The student movement of 1968 in Mexico is not part of the past, not only due to the commemorations and revisions that have taken place over the last 50 years or to the tributes to the victims of those traumatic events. During all this time, invoking the 68 meant to denounce that the problems to which the movement had responded were still valid –injustice, repression, impunity–and, at the same time, to claim that the forms of social organization and imagination experienced back then continued to be reinvented. The movement of 1968 not only raised a series of political demands that were never fully met, but made it through direct modes of action that were equally unacceptable to the regime. Until today.

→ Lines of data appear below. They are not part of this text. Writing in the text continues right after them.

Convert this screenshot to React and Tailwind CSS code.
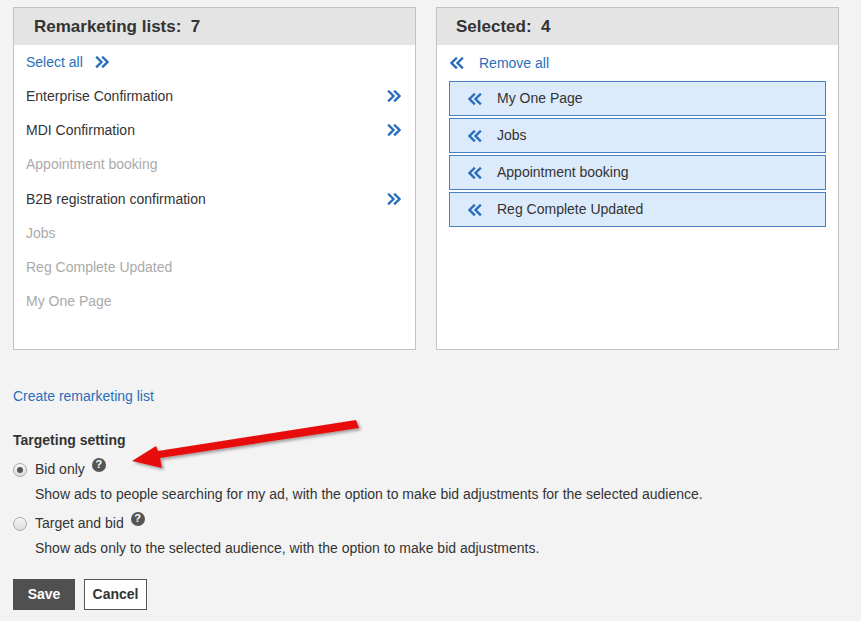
import React from "react";

const Chev = ({ dir = "r", cls = "" }) => (
  <svg width="14" height="12" viewBox="0 0 14 12" className={cls}>
    <g fill="none" stroke="currentColor" strokeWidth="2.4" strokeLinecap="square" transform={dir === "l" ? "translate(14,0) scale(-1,1)" : ""}>
      <path d="M2 1.5 L6.5 6 L2 10.5" />
      <path d="M8 1.5 L12.5 6 L8 10.5" />
    </g>
  </svg>
);

const Help = () => (
  <span className="inline-flex items-center justify-center w-[14px] h-[14px] rounded-full bg-[#555] text-white text-[11px] font-bold leading-none ml-[7px] relative -top-[5px]">?</span>
);

const Radio = ({ on }) => (
  <span className="w-[14px] h-[14px] rounded-full border border-[#aaa] bg-gradient-to-b from-[#f5f5f5] to-[#ddd] inline-flex items-center justify-center mr-[8px] shrink-0">
    {on && <span className="w-[6px] h-[6px] rounded-full bg-[#555]" />}
  </span>
);

export default function App() {
  const left = [
    ["Enterprise Confirmation", true],
    ["MDI Confirmation", true],
    ["Appointment booking", false],
    ["B2B registration confirmation", true],
    ["Jobs", false],
    ["Reg Complete Updated", false],
    ["My One Page", false],
  ];
  const right = ["My One Page", "Jobs", "Appointment booking", "Reg Complete Updated"];
  return (
    <div className="w-[861px] h-[621px] bg-[#f3f3f3] relative text-[14px] text-[#333]" style={{ fontFamily: "Arial, 'Liberation Sans', sans-serif" }}>
      <div className="pt-[7px] px-[13px] flex gap-[20px]">
        <div className="w-[403px] h-[343px] border border-[#c3c3c3] bg-white">
          <div className="h-[37px] bg-[#e4e4e4] flex items-center pl-[20px] text-[17px] font-bold text-[#333]">Remarketing lists:&nbsp; 7</div>
          <div className="px-[12px]">
            <div className="h-[34px] flex items-center text-[#2a6ebb]">
              <span>Select all</span>
              <Chev cls="ml-[12px] text-[#2a6ebb]" />
            </div>
            {left.map(([t, a]) => (
              <div key={t} className={`h-[34.3px] flex items-center justify-between pr-[2px] ${a ? "text-[#333]" : "text-[#aaa]"}`}>
                <span>{t}</span>
                {a && <Chev cls="text-[#2a6ebb]" />}
              </div>
            ))}
          </div>
        </div>
        <div className="w-[403px] h-[343px] border border-[#c3c3c3] bg-white">
          <div className="h-[37px] bg-[#e4e4e4] flex items-center pl-[19px] text-[17px] font-bold text-[#333]">Selected:&nbsp; 4</div>
          <div className="px-[12px]">
            <div className="h-[36px] flex items-center text-[#2a6ebb]">
              <Chev dir="l" cls="ml-[1px] mr-[15px] text-[#2a6ebb]" />
              <span>Remove all</span>
            </div>
            <div className="flex flex-col gap-[2px]">
              {right.map((t) => (
                <div key={t} className="h-[35px] border border-[#4a7fc1] bg-[#dcebfb] flex items-center pl-[18px]">
                  <Chev dir="l" cls="mr-[15px] text-[#2a6ebb]" />
                  <span>{t}</span>
                </div>
              ))}
            </div>
          </div>
        </div>
      </div>

      <div className="px-[13px]">
        <div className="mt-[36px] text-[#2a6ebb]">Create remarketing list</div>
        <div className="mt-[23px] font-bold text-[#333]">Targeting setting</div>
        <div className="mt-[8px] flex items-center"><Radio on /><span>Bid only</span><Help /></div>
        <div className="pl-[22px] mt-[4px]">Show ads to people searching for my ad, with the option to make bid adjustments for the selected audience.</div>
        <div className="mt-[8px] flex items-center"><Radio /><span>Target and bid</span><Help /></div>
        <div className="pl-[22px] mt-[4px]">Show ads only to the selected audience, with the option to make bid adjustments.</div>
        <div className="mt-[20px] flex gap-[9px]">
          <button className="w-[62px] h-[31px] bg-[#505050] text-white font-bold">Save</button>
          <button className="w-[63px] h-[31px] bg-white border border-[#555] text-[#333] font-bold">Cancel</button>
        </div>
      </div>

      <svg className="absolute left-0 top-0 pointer-events-none" width="861" height="621">
        <defs>
          <filter id="sh" x="-10%" y="-50%" width="120%" height="200%">
            <feDropShadow dx="2" dy="2" stdDeviation="1.5" floodColor="#000" floodOpacity="0.35" />
          </filter>
        </defs>
        <g filter="url(#sh)" fill="#e80d0d">
          <path d="M356 420 L359 428 L160 458 L162 468 L132 461 L156 446 L158 451 Z" />
        </g>
      </svg>
    </div>
  );
}
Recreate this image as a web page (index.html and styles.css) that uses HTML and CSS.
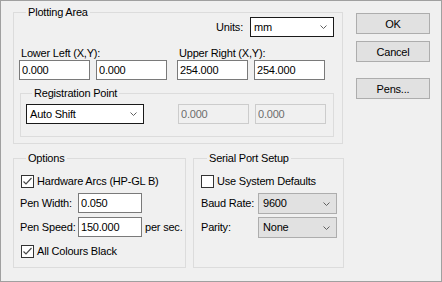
FILE: index.html
```html
<!DOCTYPE html>
<html lang="en">
<head>
  <meta charset="UTF-8">
  <title>Plotter Setup</title>
  <link rel="stylesheet" href="styles.css">
</head>
<body>
  <div class="dialog">
    <div class="main">
      <div class="group plotting">
        <div class="group-head">
          <span class="group-title">Plotting Area</span>
          <div class="units">
            <span>Units:</span>
            <div class="combo combo-white units-combo">
              <span>mm</span>
              <svg class="chev" width="7" height="4" viewBox="0 0 7 4"><polyline points="0.5,0.5 3.5,3.5 6.5,0.5" /></svg>
            </div>
          </div>
        </div>

        <div class="coords">
          <div class="coord">
            <div class="coord-label">Lower Left (X,Y):</div>
            <div class="pair">
              <input class="text" type="text" value="0.000">
              <input class="text" type="text" value="0.000">
            </div>
          </div>
          <div class="coord">
            <div class="coord-label">Upper Right (X,Y):</div>
            <div class="pair">
              <input class="text" type="text" value="254.000">
              <input class="text" type="text" value="254.000">
            </div>
          </div>
        </div>

        <div class="group registration">
          <div class="group-head">
            <span class="group-title">Registration Point</span>
          </div>
          <div class="reg-row">
            <div class="combo combo-white reg-combo">
              <span>Auto Shift</span>
              <svg class="chev" width="7" height="4" viewBox="0 0 7 4"><polyline points="0.5,0.5 3.5,3.5 6.5,0.5" /></svg>
            </div>
            <div class="pair">
              <input class="text" type="text" value="0.000" disabled>
              <input class="text" type="text" value="0.000" disabled>
            </div>
          </div>
        </div>
      </div>

      <div class="lower">
        <div class="group options">
          <div class="group-head">
            <span class="group-title">Options</span>
          </div>
          <div class="check-row">
            <span class="check"><svg width="11" height="11" viewBox="0 0 11 11"><polyline points="1.5,5.5 4,8 9.5,2" /></svg></span>
            <span>Hardware Arcs (HP-GL B)</span>
          </div>
          <div class="field-row first">
            <span class="field-label">Pen Width:</span>
            <input class="text pen-input" type="text" value="0.050">
          </div>
          <div class="field-row">
            <span class="field-label">Pen Speed:</span>
            <input class="text pen-input" type="text" value="150.000">
            <span class="unit">per sec.</span>
          </div>
          <div class="check-row last">
            <span class="check"><svg width="11" height="11" viewBox="0 0 11 11"><polyline points="1.5,5.5 4,8 9.5,2" /></svg></span>
            <span>All Colours Black</span>
          </div>
        </div>

        <div class="group serial">
          <div class="group-head">
            <span class="group-title">Serial Port Setup</span>
          </div>
          <div class="check-row">
            <span class="check"></span>
            <span>Use System Defaults</span>
          </div>
          <div class="field-row first">
            <span class="field-label serial-label">Baud Rate:</span>
            <div class="combo combo-gray serial-combo">
              <span>9600</span>
              <svg class="chev" width="7" height="4" viewBox="0 0 7 4"><polyline points="0.5,0.5 3.5,3.5 6.5,0.5" /></svg>
            </div>
          </div>
          <div class="field-row tight">
            <span class="field-label serial-label">Parity:</span>
            <div class="combo combo-gray serial-combo">
              <span>None</span>
              <svg class="chev" width="7" height="4" viewBox="0 0 7 4"><polyline points="0.5,0.5 3.5,3.5 6.5,0.5" /></svg>
            </div>
          </div>
        </div>
      </div>
    </div>

    <div class="buttons">
      <button class="btn">OK</button>
      <button class="btn">Cancel</button>
      <button class="btn pens">Pens...</button>
    </div>
  </div>
</body>
</html>
```

FILE: styles.css
```css
body {
  margin: 0;
  font-family: "Liberation Sans", Arial, sans-serif;
  font-size: 11px;
  letter-spacing: -0.2px;
  color: #000000;
  background: #f0f0f0;
}
.dialog {
  width: 442px;
  height: 282px;
  box-sizing: border-box;
  border: 1px solid #a0a0a0;
  background: #f0f0f0;
  display: flex;
  align-items: flex-start;
  padding: 11px 0 0 12px;
}
.main {
  width: 331px;
  flex-shrink: 0;
}
.group {
  border: 1px solid #dcdcdc;
  line-height: 13px;
}
.group-head {
  display: flex;
  justify-content: space-between;
  align-items: flex-start;
  margin-top: -7px;
}
.group-title {
  background: #f0f0f0;
  padding: 0 2px;
  margin-left: 6px;
  line-height: 13px;
}
.plotting {
  margin-right: 1px;
  padding: 0 8px 6px 6px;
}
.units {
  display: flex;
  align-items: center;
  gap: 7px;
  margin-top: 11px;
}
.combo {
  box-sizing: border-box;
  height: 20px;
  display: flex;
  align-items: center;
  justify-content: space-between;
  padding: 0 6px 0 3px;
}
.combo-white {
  background: #ffffff;
  border: 1px solid #1a1a1a;
}
.combo-gray {
  background: #e1e1e1;
  border: 1px solid #adadad;
  height: 21px;
  padding-left: 4px;
}
.chev polyline {
  fill: none;
  stroke: #606060;
  stroke-width: 1;
}
.units-combo {
  width: 84px;
}
.coords {
  display: flex;
  gap: 10px;
  margin-top: 10px;
  margin-left: -1px;
}
.coord-label {
  margin-left: 2px;
}
.pair {
  display: flex;
  gap: 6px;
}
.text {
  box-sizing: border-box;
  width: 71px;
  height: 20px;
  margin: 0;
  padding: 0 2px;
  border: 1px solid #7a7a7a;
  background: #ffffff;
  font: inherit;
  letter-spacing: inherit;
  color: #000000;
  outline: none;
}
.text:disabled {
  background: #f0f0f0;
  border-color: #cccccc;
  color: #6d6d6d;
}
.registration {
  margin-top: 13px;
  padding: 0 6px 12px 5px;
}
.reg-row {
  display: flex;
  margin-top: 4px;
}
.reg-combo {
  width: 118px;
  margin-right: 34px;
}
.lower {
  display: grid;
  grid-template-columns: 173px 151px;
  gap: 7px;
  margin-top: 14px;
}
.options {
  padding: 0 0 9px 6px;
}
.serial {
  padding: 0 6px 9px 7px;
}
.check-row {
  display: flex;
  align-items: center;
  gap: 3px;
  margin-top: 10px;
  margin-left: 1px;
}
.serial .check-row {
  margin-left: 0;
}
.check-row.last {
  margin-top: 8px;
}
.check {
  box-sizing: border-box;
  width: 13px;
  height: 13px;
  border: 1px solid #333333;
  background: #ffffff;
  display: flex;
}
.check polyline {
  fill: none;
  stroke: #4a4a4a;
  stroke-width: 1.2;
}
.field-row {
  display: flex;
  align-items: center;
  margin-top: 4px;
}
.field-row.first {
  margin-top: 5px;
}
.field-row.tight {
  margin-top: 3px;
}
.field-label {
  width: 58px;
  flex-shrink: 0;
}
.serial-label {
  width: 57px;
}
.pen-input {
  width: 64px;
}
.unit {
  margin-left: 3px;
}
.serial-combo {
  width: 79px;
}
.buttons {
  display: flex;
  flex-direction: column;
  margin: 1px 0 0 12px;
}
.btn {
  box-sizing: border-box;
  width: 74px;
  height: 21px;
  margin: 0 0 7px 0;
  padding: 0;
  background: #e1e1e1;
  border: 1px solid #adadad;
  font: inherit;
  letter-spacing: inherit;
  color: #000000;
}
.btn.pens {
  margin-top: 9px;
}
```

The strategies of graphic self-management that were activated by the social and cultural rupture that the student movement of 1968 meant, have been disseminated in later and current disputes. La demanda inasumible (The Unassumable Demand) proposes to examine some of the most significant moments of denunciation and resistance in Mexico from 1968 to the present day, emphasizing the collective, anonymous, and appropriative nature that resides in them. Posters, fanzines, leaflets, patches, stencils, and digital flyers do not appear here as "pieces of a single author" but as part of the field of social dissidence that produced them. That field has been reconfigured throughout these five decades, articulated through the new mass media and responding to different critical situations in Puebla and Mexico.
The demands made by the different social movements represented here have often met with both repression and censorship and with the disillusionment with a political order that has failed to take charge of their aspirations. Graphic self-management stages the profound disagreement between institutionalized power and collective desires. The Unassumable Demand echoes this conflict through the multiple forms taken by the graphic arts and its organizational strategies.